Is it okay to write as if the first work of any consequence on a topic was the first to appear in a top prestige venue, in effect presuming that lower prestige prior work was inadequate?
Should you cite papers requested by journal referees if you don’t think them relevant?
How much searching is okay, searching in theory assumptions or in statistical model specifications, in order to find the kind of result you wanted? Must you disclose such searching?
Is it okay to publish roughly the same idea in several places as long as you don’t use the exact same words?
I expect the same holds in most areas of life. Most detailed decisions that people treat as norm-governed have no official rules or judges. Most people decide for themselves without much thought or discussion, assuming incorrectly that relevant norms are obvious enough that everyone else agrees.
Automatic Norms in Academia
I take Hanson to be saying that we imagine nonexistent norms. These often restrict our self-interested choices.

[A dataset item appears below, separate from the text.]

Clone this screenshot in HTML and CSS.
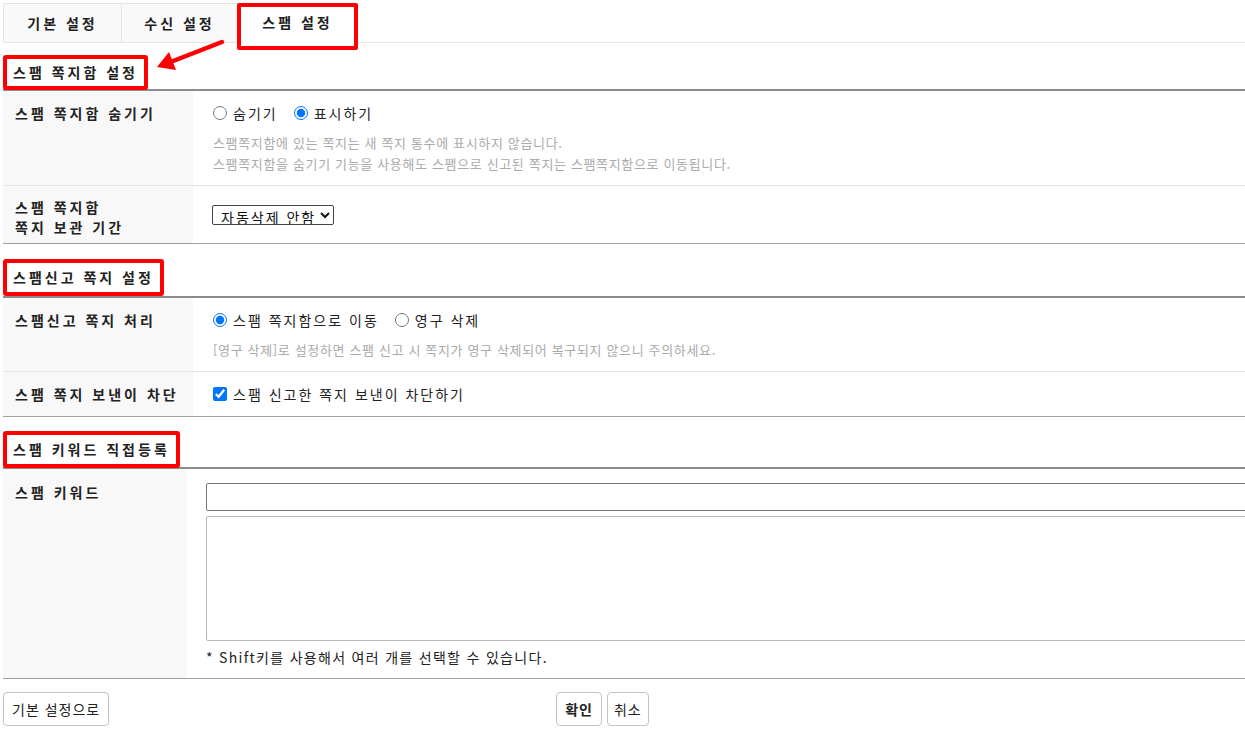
FILE: index.html
```
<!DOCTYPE html>
<html lang="ko">
<head>
<meta charset="utf-8">
<title>스팸 설정</title>
<link rel="stylesheet" href="styles.css">
</head>
<body>
<div class="page">
  <div class="tabs">
    <a class="tab">기본 설정</a>
    <a class="tab">수신 설정</a>
    <a class="tab tab-active">스팸 설정</a>
  </div>
  <svg class="arrow" width="80" height="40" viewBox="0 0 80 40">
    <line x1="72" y1="7" x2="18" y2="28" stroke="#ff0000" stroke-width="4.5" stroke-linecap="round"/>
    <polygon points="7,32 19,17 26,35" fill="#ff0000"/>
  </svg>

  <section class="group group-1">
    <div class="group-title"><span class="mark">스팸 쪽지함 설정</span></div>
    <div class="row">
      <div class="th">스팸 쪽지함 숨기기</div>
      <div class="td">
        <div class="opts">
          <label class="opt"><input type="radio" name="hide">숨기기</label>
          <label class="opt"><input type="radio" name="hide" checked>표시하기</label>
        </div>
        <p class="help">스팸쪽지함에 있는 쪽지는 새 쪽지 통수에 표시하지 않습니다.<br>스팸쪽지함을 숨기기 기능을 사용해도 스팸으로 신고된 쪽지는 스팸쪽지함으로 이동됩니다.</p>
      </div>
    </div>
    <div class="row row-last">
      <div class="th th-two">스팸 쪽지함<br>쪽지 보관 기간</div>
      <div class="td td-select">
        <select class="sel">
          <option>자동삭제 안함</option>
          <option>7일</option>
          <option>30일</option>
        </select>
      </div>
    </div>
  </section>

  <section class="group group-2">
    <div class="group-title"><span class="mark">스팸신고 쪽지 설정</span></div>
    <div class="row">
      <div class="th">스팸신고 쪽지 처리</div>
      <div class="td">
        <div class="opts">
          <label class="opt"><input type="radio" name="report" checked>스팸 쪽지함으로 이동</label>
          <label class="opt"><input type="radio" name="report">영구 삭제</label>
        </div>
        <p class="help">[영구 삭제]로 설정하면 스팸 신고 시 쪽지가 영구 삭제되어 복구되지 않으니 주의하세요.</p>
      </div>
    </div>
    <div class="row row-last">
      <div class="th">스팸 쪽지 보낸이 차단</div>
      <div class="td">
        <div class="opts">
          <label class="opt"><input type="checkbox" checked>스팸 신고한 쪽지 보낸이 차단하기</label>
        </div>
      </div>
    </div>
  </section>

  <section class="group group-3">
    <div class="group-title"><span class="mark">스팸 키워드 직접등록</span></div>
    <div class="row row-last">
      <div class="th th-narrow">스팸 키워드</div>
      <div class="td td-keyword">
        <input class="kw-input" type="text">
        <select class="kw-list" multiple size="6"></select>
        <p class="note">* Shift키를 사용해서 여러 개를 선택할 수 있습니다.</p>
      </div>
    </div>
  </section>

  <div class="buttons">
    <button class="btn">기본 설정으로</button>
    <div class="btn-group">
      <button class="btn btn-strong">확인</button>
      <button class="btn">취소</button>
    </div>
  </div>
</div>
</body>
</html>
```
FILE: styles.css
```
* { box-sizing: border-box; }
html, body { margin: 0; padding: 0; background: #fff; }
body {
  font-family: "Noto Sans CJK KR", "Noto Sans", sans-serif;
  font-size: 14px;
  color: #222;
  overflow: hidden;
}
.page {
  position: relative;
  padding: 3px 0 0 3px;
}

/* tabs */
.tabs {
  display: flex;
  align-items: flex-start;
  height: 40px;
  border-bottom: 1px solid #e5e5e5;
}
.tab {
  width: 118px;
  height: 39px;
  line-height: 38px;
  text-align: center;
  background: #f9f9f9;
  border: 1px solid #e5e5e5;
  border-bottom: 0;
  border-right: 0;
  font-weight: 700;
  letter-spacing: 3px;
  color: #222;
}
.tab + .tab { width: 116px; }
.tab-active.tab {
  width: 121px;
  height: 47px;
  line-height: 31px;
  background: #fff;
  border: 4px solid #ff0000;
  border-radius: 2px;
  position: relative;
  z-index: 2;
}
.arrow {
  position: absolute;
  left: 150px;
  top: 35px;
}

/* groups */
.group-1 { margin-top: 12px; }
.group-2 { margin-top: 15px; }
.group-3 { margin-top: 14px; }
.group-title {
  display: flex;
  align-items: flex-start;
  height: 36px;
  border-bottom: 2px solid #8c8c8c;
}
.group-2 .group-title { height: 39px; }
.group-3 .group-title { height: 38px; }
.mark {
  height: 35px;
  padding: 0 6px;
  line-height: 27px;
  border: 4px solid #ff0000;
  border-radius: 3px;
  background: #fff;
  font-weight: 700;
  letter-spacing: 3px;
  position: relative;
  z-index: 1;
}
.group-2 .mark, .group-3 .mark { height: 37px; line-height: 29px; }

/* rows */
.row {
  display: flex;
  border-bottom: 1px solid #e5e5e5;
}
.row-last { border-bottom: 1px solid #a0a0a0; }
.th {
  flex: none;
  width: 190px;
  padding: 12px 12px;
  background: #f8f8f8;
  font-weight: 700;
  letter-spacing: 3px;
  line-height: 20px;
}
.th-two { padding: 11px 12px 6px; }
.th-narrow { width: 184px; padding-top: 13px; }
.td {
  flex: 1;
  min-width: 0;
  padding: 12px 0 11px 20px;
}
.td-select { padding-top: 19px; padding-left: 19px; }
.opts {
  display: flex;
  gap: 16px;
  line-height: 20px;
  height: 20px;
}
.opt {
  display: flex;
  align-items: center;
  letter-spacing: 2px;
}
.opt input {
  margin: 0 6px 0 0;
  width: 14px;
  height: 14px;
}
.help {
  margin: 9px 0 0;
  font-size: 13px;
  line-height: 21px;
  letter-spacing: 0.65px;
  color: #aaa;
}
.sel {
  font-family: inherit;
  font-size: 14px;
  letter-spacing: 2px;
  height: 20px;
  padding: 0 1px 0 4px;
  margin: 0;
  color: #111;
  border: 1px solid #444;
  border-radius: 2px;
  background: #fff;
}

/* keyword */
.td-keyword {
  overflow: hidden;
  padding: 14px 0 11px 19px;
}
.kw-input {
  display: block;
  width: 1100px;
  height: 28px;
  margin: 0;
  border: 1px solid #767676;
  border-radius: 2px;
  background: #fff;
}
.kw-list {
  display: block;
  width: 1100px;
  height: 125px;
  margin: 5px 0 0;
  border: 1px solid #b8b8b8;
  background: #fff;
}
.note {
  margin: 6px 0 0;
  line-height: 20px;
  letter-spacing: 1.3px;
}

/* buttons */
.buttons {
  display: flex;
  align-items: center;
  margin-top: 13px;
}
.btn-group {
  display: flex;
  gap: 5px;
  margin-left: 447px;
}
.btn {
  height: 34px;
  padding: 0 8px;
  font-family: inherit;
  font-size: 14px;
  letter-spacing: 1px;
  color: #222;
  background: #fff;
  border: 1px solid #c4c4c4;
  border-radius: 4px;
}
.btn + .btn { padding: 0 6px; }
.btn-strong { font-weight: 700; }
```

[However, I don't understand why the meta-norm that norms should be applied reflexively implies that we see nonexistent norms, which seems orthogonal to their automaticity. I also think it would be useful to disclose what the differences of opinion are on, maybe for a couple of issues. Did someone actually think he/she violates no norms by telling mediocrities that they are brilliant?]
In your previous posts on automatic norm-following, you seemed to claim that people are especially unreflective when it comes to norm-following.
But couldn't some of the examples here be explained by ordinary human cognitive miserliness, combined with our general tendency to choose self-serving options? Someone might automatically decide that they don't need to cite lowbrow papers, partly because they're cognitive misers, and partly because it suits their ends.
That doesn't seem that different from how we behave in cases which don't involve the application of norms to the same extent. E.g., cf someone who quickly and self-servingly rejects a piece of evidence that would have refuted their own hypothesis.
There might be a fundamental difference between these kinds of cases, though; I haven't thought about it a lot.